How to Serve Kimchi Fried Rice
I like my Korean fried rice with a fried egg with lots of crispy edges which gives the dish different textures, while the garnishes layer on even more flavor.
The rice can be served on its own or with banchan, which are side dishes that can include pickles or seasoned vegetables. Unlike some other Asian cultures, Korean fried rice is usually served with a long-handled spoon, although any spoon will do.
Kimchi Fried Rice (Kimchi Bokkeumbap)
For this recipe I’m making fresh rice, but my preferred way is to use up leftover rice. You will need either 2 cups of uncooked rice or 6 to 7 cups of leftover rice to make this recipe to serve 4.
- 2 cups short or medium grain rice, washed and drained
- 1 1/2 cups kimchi, packed
- 1/2 pound thick-sliced bacon, cut into 1/2-inch pieces
- 1 small onion, chopped, about 1/2 cup
- 2 scallions, thinly sliced on the bias, whites and green separated
- 1/2 teaspoon kosher salt
- 2 cloves garlic, finely chopped
- 1 tablespoon gochujang
- 1 1/2 teaspoons toasted sesame oil
- 1 tablespoon canola or other mild cooking oil, or as needed
- 4 large eggs (optional)
- To garnish
- 1 teaspoon roasted sesame seeds
- Roasted seaweed snack, thinly sliced
Prepare the rice:
In a medium saucepan, combine the rice and 2 cups of water. Cover the pot with a lid and cook rice on medium-low to low heat, until rice grains are tender, 25 to 30 minutes.
Check the pot about 10 minutes in to make sure the pot isn’t spluttering. If so, lower the heat. The power of stoves varies from stove to stove and my medium-low heat can be your low heat.
Spread rice onto baking sheet:
You’ll know the rice is done when it is tender and has absorbed all of the water. When the rice is done cooking, gently spread it out onto a baking sheet in an even layer to let it cool and dry out slightly.
You should yield 6 1/2 to 7 cups of rice. If you’re working with leftover cooked rice, bring it to room temperature and break up any large clumps.
Squeeze kimchi dry:
While the rice is cooling, prepare your other ingredients. Squeeze the kimchi firmly over a bowl so the juices run out. Keep the juice. You will use it later on.
If you yield less than 1/4 cup of juice, spoon some juice out of the kimchi jar to yield a total of 1/4 cup of juice.
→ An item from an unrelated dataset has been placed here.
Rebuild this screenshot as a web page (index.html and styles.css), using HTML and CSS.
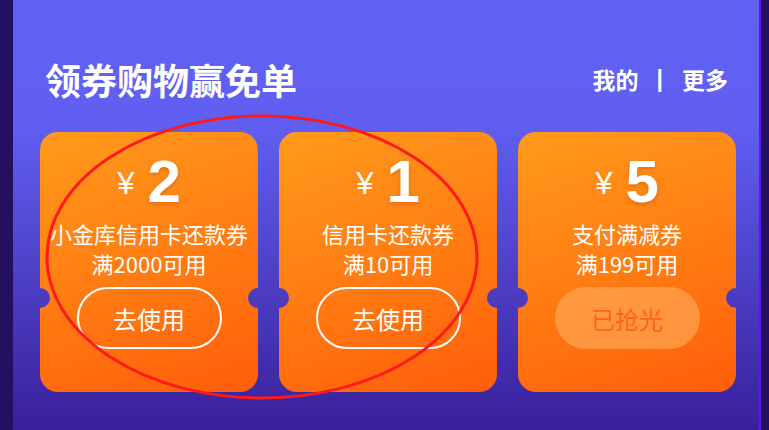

Coarsely chop the kimchi and set aside.
Cook the bacon:
Set a large cast iron or nonstick skillet over medium-high heat. Add the chopped bacon to the pan and cook, stirring occasionally, until the fat renders out and the bacon is lightly browned, about 8 minutes.
Use a slotted spoon to transfer the bacon to a paper-towel-lined plate to drain excess grease. Leave 3 tablespoons of bacon fat in the skillet and transfer the remaining bacon fat to a bowl; you may want to add a little more fat to the pan later.
Cook the aromatics and kimchi in bacon fat:
Add the onions and scallion whites to the bacon fat in the skillet over medium-high heat. Cook, stirring occasionally, until the onions are slightly colored, about 3 minutes.
Add the kimchi and cook, stirring occasionally, until the kimchi is slightly caramelized, 3 to 4 minutes. Add the reserved kimchi juice, salt, garlic, and gochujang and stir-fry until the sauce darkens slightly, about 2 minutes.
Finish the fried rice:
Add 2 tablespoons of reserved bacon fat or oil, if needed. Add the rice in batches, tossing to combine and evenly coat the rice with the aromatics, kimchi, and sauce. Let the rice cook undisturbed until the bottom layer of rice gets a little toasty, 1 to 2 minutes. Taste and adjust for salt.
Add the cooked bacon into the rice and stir to combine. Let the rice sit undisturbed again, another 1 to 2 minutes, then stir again.
Drizzle rice with sesame oil:
Divide the rice between 4 bowls and drizzle each with some sesame oil.
If using eggs, wipe out the skillet and return it to the stove over medium-high heat. Add 1 tablespoon of oil. Crack and add the eggs individually and cook sunny-side up until the whites are set and the yolk is at your desired doneness, 3 to 5 minutes. Top the fried rice with the eggs.
Garnish rice and serve:
Garnish rice with the scallion greens, sesame seeds, and seaweed. Serve immediately.